Main Features of PL/SQL

  • Variables and constants.
    • PL/SQL allows you to declare and use variables and constants in sql
      as well as the procedural statements.
  • Cursors
    • A PL/SQL construct called a cursor that
      runs through the tuples of some relation.. There are two kinds of cursors: implicit
      and explicit. PL/SQL implicitly declares a cursor
      for all SQL data manipulation statements, including queries that return only
      one row. For queries that return more than one row, you can explicitly
      declare a cursor to process the rows individually.
  • Control Structures
    • Control structures allows to to control conditional, iterative, and
      sequential flow of statements.
    • Conditional Control –IF-THEN-ELSE
    • Iterative
      Control – LOOP-END
      LOOP
      ,FOR -LOOP ,WHILE-LOOP
    • Sequential control
  • Modularity
    • Successive refinement will reduce a complex problem to a set of simple problems. PL/SQL meets this need with program units.

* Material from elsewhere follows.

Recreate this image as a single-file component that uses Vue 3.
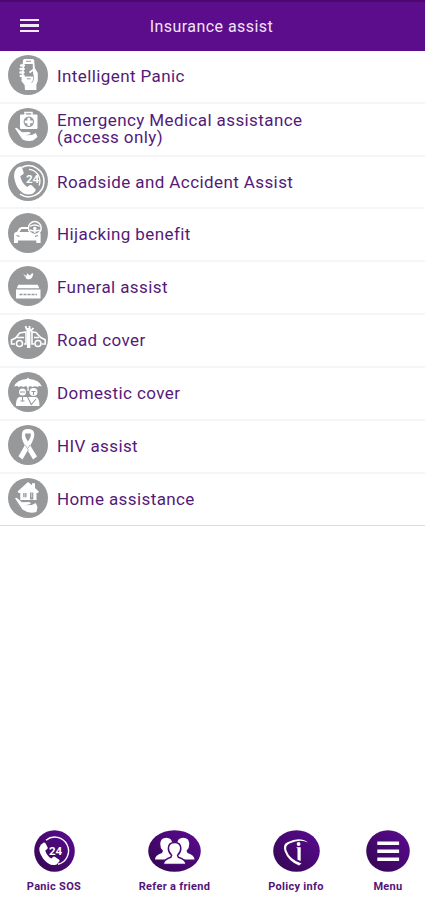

PL/SQL provides the package, procedures and functions, those allows you to group related program items into larger units.
  • Data abstraction
    • Data abstraction is achieved in PL/SQL through proper data structure implementations.There are different approaches to achieve this,
    • Collections
    • Records
    • Object Types
  • Information hiding
    • Achieved through Packages,procedures,functions etc.
  • Error Handling.
    • PL/SQL makes it easy to detect and process predefined and user-defined
      error conditions called exceptions. When an
      error occurs, an exception is raised.